Since San Telmo was an artistic and creative community of modest people, it is no surprise that during the dictatorship of the 1970s and 1980s the neighbourhood was home to many rebels and revolutionaries. Many of them were “disappeared” by the regime, and you now find plaques embedded in the sidewalks, honouring them and their courage.
A few blocks south, in the Caminito sector of La Boca, the brick buildings of San Telmo give way to modest and colourful “conventos” mostly made of wood and tin. These used to be the cobbled-together shared-dormitories of the poor immigrants getting off the boats without a penny. Somehow, these rickety buildings were preserved. Today most of them have been converted into restaurants and arts & crafts shops.
Caminito was a place of much poverty, suffering and boredom in the 1850s, which led the locals to look for new ways to entertain themselves. Those European immigrants were arriving with knowledge and experience of the first two forms of “couples dancing”, the Waltz and the Polka, which came out in the 1830s and 1840s respectively. The immigrants used these dances as a basis and added improvisation and sensuality to create Tango. The first identified piece of Tango music came out in 1857. Since then, many different forms of Tango have emerged, creating a vibrant culture all unto its own. Today, Tango has been exported to much of the world.
Meanwhile, Caminito, the birthplace of Tango, has lost some its cachet as it has transformed itself into a tourist attraction.

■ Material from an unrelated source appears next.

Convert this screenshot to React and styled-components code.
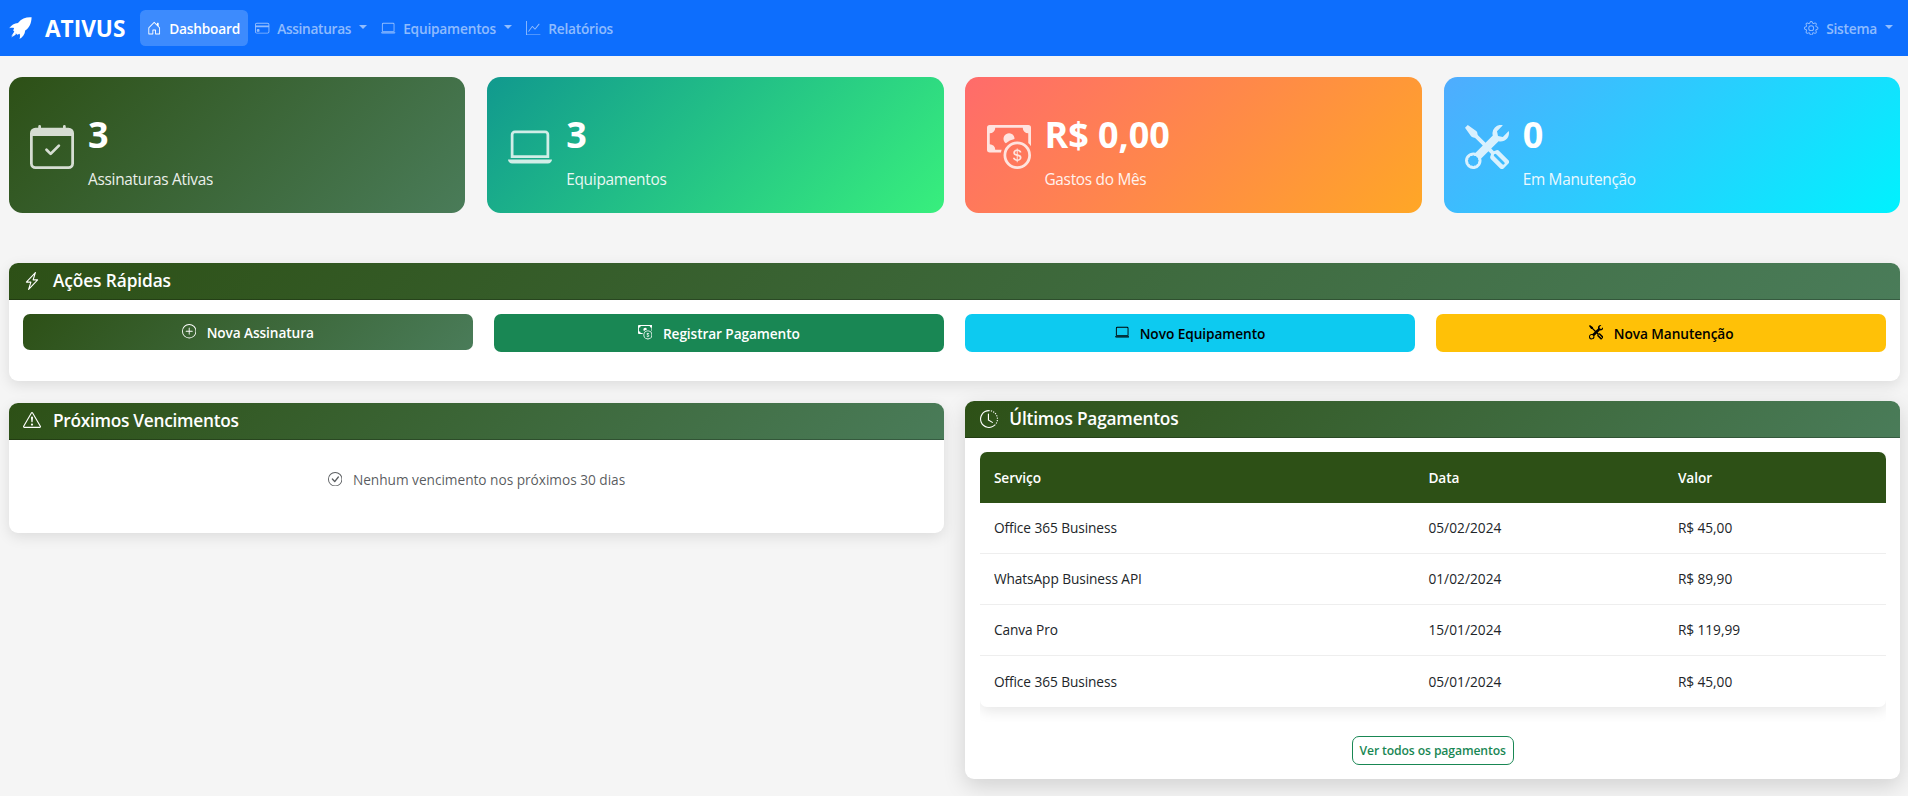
import React from 'react';
import styled, { createGlobalStyle } from 'styled-components';
import {
  BsHouseDoor, BsCreditCard, BsLaptop, BsGraphUp, BsGear, BsCalendarCheck,
  BsCashCoin, BsTools, BsLightningCharge, BsPlusCircle, BsExclamationTriangle, BsClockHistory, BsCheckCircle,
} from 'react-icons/bs';

const GlobalStyle = createGlobalStyle`
  *, *::before, *::after { box-sizing: border-box; }
  html, body { margin: 0; height: 100%; overflow: hidden; }
  body {
    background: #f5f5f5;
    color: #212529;
    font: 400 13.7px/21.6px "Segoe UI", "Open Sans", "Noto Sans", sans-serif;
  }
  svg { display: block; flex: none; }
`;

const GREEN = 'linear-gradient(135deg, #2d5016 0%, #4a7c59 100%)';

const Text = styled.span`
  white-space: nowrap;
  letter-spacing: ${(p) => p.$ls ?? -0.08}px;
`;

const Navbar = styled.nav`
  height: 56px;
  padding: 0 8px 0 9px;
  display: flex;
  align-items: center;
  background: #0d6efd;
`;

const Brand = styled.a`
  display: flex;
  align-items: center;
  gap: 13px;
  width: 131px;
  color: #fff;
  font-size: 22.6px;
  font-weight: 700;
  span { padding-top: 2px; }
`;

const NavLink = styled.a`
  display: flex;
  align-items: center;
  height: 36px;
  padding: 0 7.2px;
  border-radius: 5.4px;
  font-weight: 600;
  color: ${(p) => (p.$active ? '#fff' : 'rgba(255,255,255,.55)')};
  background: ${(p) => (p.$active ? 'rgba(255,255,255,.2)' : 'none')};
  width: ${(p) => p.$w}px;
  margin-left: ${(p) => p.$push || '0'};
  gap: 7.6px;
  span { padding-top: 1px; }
`;

const Caret = styled.i`
  border: 4.3px solid transparent;
  border-top-color: currentColor;
  border-bottom: 0;
  margin-top: -2px;
`;

const Page = styled.main`
  padding: 21px 8px 0 9px;
  display: flex;
  flex-direction: column;
`;

const Grid4 = styled.div`
  display: grid;
  grid-template-columns: repeat(4, 1fr);
  column-gap: ${(p) => p.$gap || 21.6}px;
  align-items: start;
`;

const Stat = styled.div`
  height: 136px;
  border-radius: 13.5px;
  padding: 3px 21.2px 0;
  display: flex;
  align-items: center;
  gap: 13.8px;
  color: #fff;
  background: linear-gradient(135deg, ${(p) => p.$from} 0%, ${(p) => p.$to} 100%);
  svg { opacity: .8; }
`;

const StatBody = styled.div`
  display: flex;
  flex-direction: column;
  padding-top: 11px;
`;

const StatValue = styled(Text)`
  font-size: 36px;
  line-height: 43px;
  font-weight: 700;
`;

const StatLabel = styled(Text)`
  font-size: 15.4px;
  line-height: 24px;
  margin-top: 12px;
  opacity: .9;
`;

const Card = styled.section`
  background: #fff;
  border-radius: 9px;
  height: ${(p) => p.$h}px;
  margin-top: ${(p) => p.$mt || 0}px;
  box-shadow: ${(p) => (p.$raised ? '0 7px 22px rgba(0,0,0,.15)' : '0 4px 14px rgba(0,0,0,.1)')};
`;

const CardHeader = styled.header`
  height: 37px;
  padding: 0 14.4px 1px;
  display: flex;
  align-items: center;
  gap: 11.6px;
  color: #fff;
  font-size: 17.3px;
  font-weight: 600;
  border-radius: 9px 9px 0 0;
  border-bottom: 1px solid rgba(0,0,0,.25);
  background: ${GREEN};
  background-origin: border-box;
`;

const Actions = styled(Grid4)`
  padding: 14px;
`;

const Action = styled.a`
  height: ${(p) => p.$h || 38}px;
  border-radius: 7px;
  display: flex;
  align-items: center;
  justify-content: center;
  gap: 10.5px;
  font-weight: 600;
  color: ${(p) => p.$fg || '#fff'};
  background: ${(p) => p.$bg};
  span { padding-top: 1.5px; }
  svg { margin-top: -1px; }
`;

const Columns = styled.div`
  display: grid;
  grid-template-columns: 1fr 1fr;
  column-gap: 21.6px;
  align-items: start;
  margin-top: 20.3px;
`;

const Empty = styled.div`
  display: flex;
  justify-content: center;
  align-items: center;
  gap: 11px;
  padding-top: 29px;
  color: rgba(33,37,41,.75);
  svg { margin-top: -2px; }
`;

const PayBody = styled.div`
  padding: 14px 14.4px;
  display: flex;
  flex-direction: column;
  align-items: center;
`;

const TableClip = styled.div`
  width: 100%;
  overflow: hidden;
  padding-bottom: 15px;
`;

const Table = styled.div`
  border-radius: 7px;
  box-shadow: 0 4px 14px rgba(0,0,0,.1);
`;

const Row = styled.div`
  display: grid;
  grid-template-columns: 434.5px 249.5px 1fr;
  height: 51.1px;
  align-items: center;
  border-bottom: ${(p) => (p.$last ? 0 : '1px solid #eee')};
  > * { padding-left: 14.2px; }
`;

const HeadRow = styled(Row)`
  height: 50.5px;
  border: 0;
  color: #fff;
  font-weight: 600;
  background: #2d5016;
  border-radius: 7px 7px 0 0;
`;

const MoreButton = styled.a`
  margin-top: 14px;
  height: 28.6px;
  width: 162px;
  display: flex;
  align-items: center;
  justify-content: center;
  border: 1px solid #198754;
  border-radius: 7px;
  color: #198754;
  font-size: 12.2px;
  font-weight: 600;
`;

const Rocket = () => (
  <svg width="23" height="23" viewBox="0 0 23 23" fill="currentColor" aria-hidden="true">
    <path d="M22.6.3C17.4-.1 12.6 1.5 9 5.9 5.4 6 2.2 8.200.2 11.200c1.700-.5 3.300-.5 4.900-.1l-.9 2.400 1.100 1.100-3.100 4.900 4.800-3 1.300 1.200 2.300-1c.6 1.700.5 3.400-.1 5.200 3.200-1.500 5.400-4.600 5.700-8.300C20.300 11.200 22.400 6.200 22.600.3Z" />
    <path d="M5.700 16.200 2.300 20.600 6.900 17.400Z" />
  </svg>
);

const stats = [
  { icon: BsCalendarCheck, value: '3', label: 'Assinaturas Ativas', from: '#2d5016', to: '#4a7c59' },
  { icon: BsLaptop, value: '3', label: 'Equipamentos', from: '#11998e', to: '#38ef7d' },
  { icon: BsCashCoin, value: 'R$ 0,00', label: 'Gastos do Mês', from: '#ff6b6b', to: '#ffa726' },
  { icon: BsTools, value: '0', label: 'Em Manutenção', from: '#4facfe', to: '#00f2fe' },
];

const payments = [
  ['Office 365 Business', '05/02/2024', 'R$ 45,00'],
  ['WhatsApp Business API', '01/02/2024', 'R$ 89,90'],
  ['Canva Pro', '15/01/2024', 'R$ 119,99'],
  ['Office 365 Business', '05/01/2024', 'R$ 45,00'],
];

const columnSpacing = [-0.08, 0.04, -0.05];

export default function App() {
  return (
    <>
      <GlobalStyle />
      <Navbar>
        <Brand><Rocket /><Text $ls={0}>ATIVUS</Text></Brand>
        <NavLink $active $w={108}><BsHouseDoor size={14.4} /><Text $ls={-0.2}>Dashboard</Text></NavLink>
        <NavLink $w={126}><BsCreditCard size={14.4} /><Text $ls={-0.32}>Assinaturas</Text><Caret /></NavLink>
        <NavLink $w={145}><BsLaptop size={14.4} /><Text $ls={-0.2}>Equipamentos</Text><Caret /></NavLink>
        <NavLink $w={110}><BsGraphUp size={14.4} /><Text $ls={-0.2}>Relatórios</Text></NavLink>
        <NavLink $w={103} $push="auto"><BsGear size={14.4} /><Text $ls={-0.2}>Sistema</Text><Caret /></NavLink>
      </Navbar>
      <Page>
        <Grid4 $gap={21.9}>
          {stats.map((s) => (
            <Stat key={s.label} $from={s.from} $to={s.to}>
              <s.icon size={44} />
              <StatBody>
                <StatValue $ls={-0.05}>{s.value}</StatValue>
                <StatLabel $ls={-0.28}>{s.label}</StatLabel>
              </StatBody>
            </Stat>
          ))}
        </Grid4>
        <Card $h={118} $mt={50}>
          <CardHeader><BsLightningCharge size={18} /><Text $ls={-0.1}>Ações Rápidas</Text></CardHeader>
          <Actions>
            <Action $h={36} $bg={GREEN}><BsPlusCircle size={14.4} /><Text $ls={-0.1}>Nova Assinatura</Text></Action>
            <Action $bg="#198754"><BsCashCoin size={14.4} /><Text $ls={-0.1}>Registrar Pagamento</Text></Action>
            <Action $bg="#0dcaf0" $fg="#000"><BsLaptop size={14.4} /><Text>Novo Equipamento</Text></Action>
            <Action $bg="#ffc107" $fg="#000"><BsTools size={14.4} /><Text>Nova Manutenção</Text></Action>
          </Actions>
        </Card>
        <Columns>
          <Card $h={130} $mt={1.7}>
            <CardHeader><BsExclamationTriangle size={18} /><Text $ls={-0.28}>Próximos Vencimentos</Text></CardHeader>
            <Empty><BsCheckCircle size={14.4} /><Text $ls={-0.03}>Nenhum vencimento nos próximos 30 dias</Text></Empty>
          </Card>
          <Card $h={377.7} $raised>
            <CardHeader><BsClockHistory size={18} /><Text $ls={-0.2}>Últimos Pagamentos</Text></CardHeader>
            <PayBody>
              <TableClip>
                <Table>
                  <HeadRow><Text>Serviço</Text><Text>Data</Text><Text>Valor</Text></HeadRow>
                  {payments.map((r, i) => (
                    <Row key={i} $last={i === payments.length - 1}>
                      {r.map((c, j) => <Text key={c} $ls={columnSpacing[j]}>{c}</Text>)}
                    </Row>
                  ))}
                </Table>
              </TableClip>
              <MoreButton><Text $ls={-0.12}>Ver todos os pagamentos</Text></MoreButton>
            </PayBody>
          </Card>
        </Columns>
      </Page>
    </>
  );
}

In between the souvenir shops, most of the restaurants and streets offer Tango shows and Tango lessons day and night. Many struggling artists, musicians, dancers and even fortune tellers flock to this place in the hope of scraping a living off the tourist’s tips while doing what they love most.
For sure, everyone in San Telmo – La Boca seems to eat and breath Tango, even the dogs. And you can still detect the rebellious spirit of the people of San Telmo – La Boca through their graffiti and harsh critique of the current Government.